Arieh Kovler

Riots in Jerusalem

The holy city has seen yet more unrest

In 2015, I was nearly beaten by a far-right mob in Jerusalem. Thursday night’s riot in the holy city reminded me a lot of that evening. Thankfully, this time, nobody died, but that same feeling of tension, anger and violence was in the air.

My run in with the mob began at a small vigil to protest against the murder of a family at the hands of Palestinian terrorists. For some reason they decided we were ‘left-wing protesters’ — the police were able to encircle us but could do nothing to stop the bottles being thrown, the spit, the curses. Our crowd of attacks moved on, beating any Arabs they came across. A few streets away, two Israelis were stabbed to death by a Palestinian, inspiring a series of opportunistic attacks that became known as the ‘Intifada of the knives’.


This week’s violence involved the Jewish extremist Lehava organisation, founded to ‘fight intermarriage’. One of the ways it seeks to achieve this goal is by beating up random Arabs, or sometimes just people who look a bit like Arabs, and by marching while chanting ‘Death to Arabs!’ Lehava decided to pour fuel on the flames by arranging a march through downtown Jerusalem to the Damascus Gate, a Palestinian area of the Old City to restore ‘national honour’. Their numbers bolstered by disaffected Ultra-Orthodox teenagers, they were a few hundred strong by the time they got to their destination.
Meanwhile, at the Damascus Gate, Palestinians were also gathering. The Palestinian mob turned violent first, before the Jewish mob arrived; police responded forcefully, causing dozens of injuries.

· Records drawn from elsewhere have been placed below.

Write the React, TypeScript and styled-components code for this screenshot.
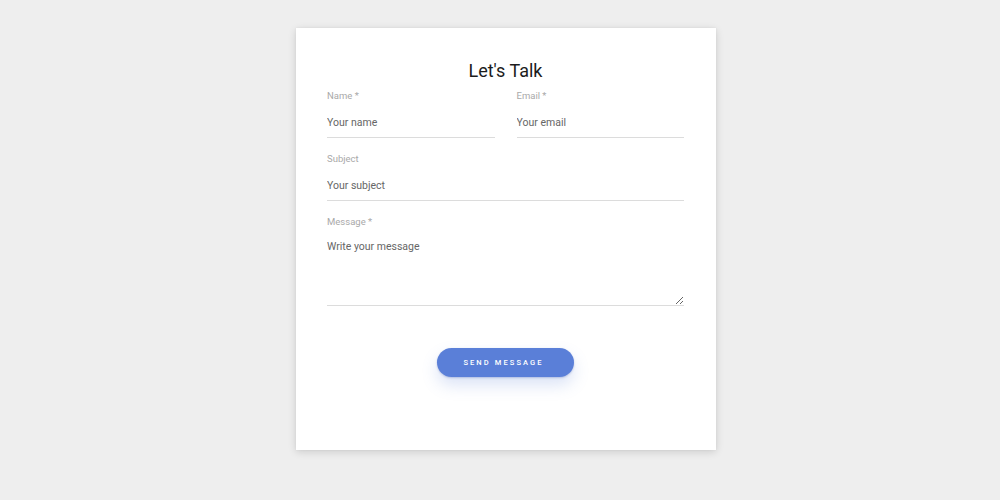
import * as React from 'react'
import styled, { createGlobalStyle } from 'styled-components'

const GlobalStyle = createGlobalStyle`
  html, body {
    margin: 0;
    padding: 0;
    background: #eeeeee;
    font-family: Roboto, 'Liberation Sans', sans-serif;
  }
`

const Page = styled.main`
  width: 1000px;
  height: 500px;
  display: flex;
  justify-content: center;
  align-items: flex-start;
  padding: 28px 0 0 12px;
  box-sizing: border-box;
`

const Card = styled.form`
  width: 420px;
  height: 422px;
  box-sizing: border-box;
  background: #ffffff;
  padding: 32px 32px 0 31px;
  box-shadow: 0 2px 8px rgba(0, 0, 0, 0.14), 0 0 2px rgba(0, 0, 0, 0.06);
  display: flex;
  flex-direction: column;
  gap: 15px;
`

const Title = styled.h1`
  margin: 0 0 -7px;
  font-size: 18px;
  line-height: 22px;
  font-weight: 400;
  color: #1c1c1c;
  text-align: center;
`

const Row = styled.div`
  display: grid;
  grid-template-columns: 1fr 1fr;
  column-gap: 22px;
`

const Field = styled.label`
  display: flex;
  flex-direction: column;
`

const Label = styled.span`
  font-size: 9.5px;
  line-height: 12px;
  color: #a9a9a9;
  margin-bottom: 6px;
`

const Input = styled.input`
  height: 30px;
  box-sizing: border-box;
  border: 0;
  border-bottom: 1px solid #dcdcdc;
  padding: 0;
  font-family: inherit;
  font-size: 10.5px;
  color: #444;
  outline: none;
  background: transparent;

  &::placeholder {
    color: #666666;
  }
`

const TextArea = styled.textarea`
  height: 72px;
  box-sizing: border-box;
  border: 0;
  border-bottom: 1px solid #dcdcdc;
  padding: 5px 0 0;
  font-family: inherit;
  font-size: 10.5px;
  line-height: 16px;
  color: #444;
  outline: none;
  background: transparent;
  resize: vertical;

  &::placeholder {
    color: #666666;
  }
`

const Actions = styled.div`
  display: flex;
  justify-content: center;
  margin-top: 27px;
`

const SendButton = styled.button`
  width: 137px;
  height: 29px;
  border: 0;
  border-radius: 15px;
  background: #5a7fd8;
  color: #ffffff;
  font-family: inherit;
  font-size: 7.5px;
  font-weight: 500;
  letter-spacing: 2.1px;
  padding-left: 2px;
  box-shadow: 0 8px 16px rgba(90, 127, 216, 0.22), 0 1px 2px rgba(60, 90, 170, 0.3);
  cursor: pointer;
`

const App = () => (
  <Page>
    <GlobalStyle />
    <Card onSubmit={ (e) => e.preventDefault() }>
      <Title>Let's Talk</Title>
      <Row>
        <Field>
          <Label>Name *</Label>
          <Input placeholder="Your name" />
        </Field>
        <Field>
          <Label>Email *</Label>
          <Input placeholder="Your email" />
        </Field>
      </Row>
      <Field>
        <Label>Subject</Label>
        <Input placeholder="Your subject" />
      </Field>
      <Field>
        <Label>Message *</Label>
        <TextArea placeholder="Write your message" />
      </Field>
      <Actions>
        <SendButton type="submit">SEND MESSAGE</SendButton>
      </Actions>
    </Card>
  </Page>
)

export default App
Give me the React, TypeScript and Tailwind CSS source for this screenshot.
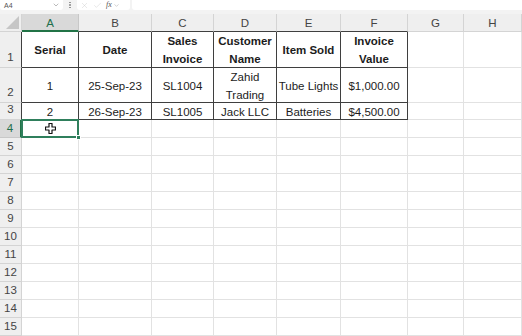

The same police were more restrained when Lehava arrived, pushing back the marchers carefully and absorbing their attempts to charge the barricade.
The evening ended with both mobs breaking up into smaller groups, often of teenagers, who went on harassing people all round the city.


This is a different sort of violence, more akin to race riots than terrorism

Whatever sparked it, tensions suppressed by a year of Covid-19 restrictions have re-emerged now that Israel seems to have beaten the pandemic with vaccines.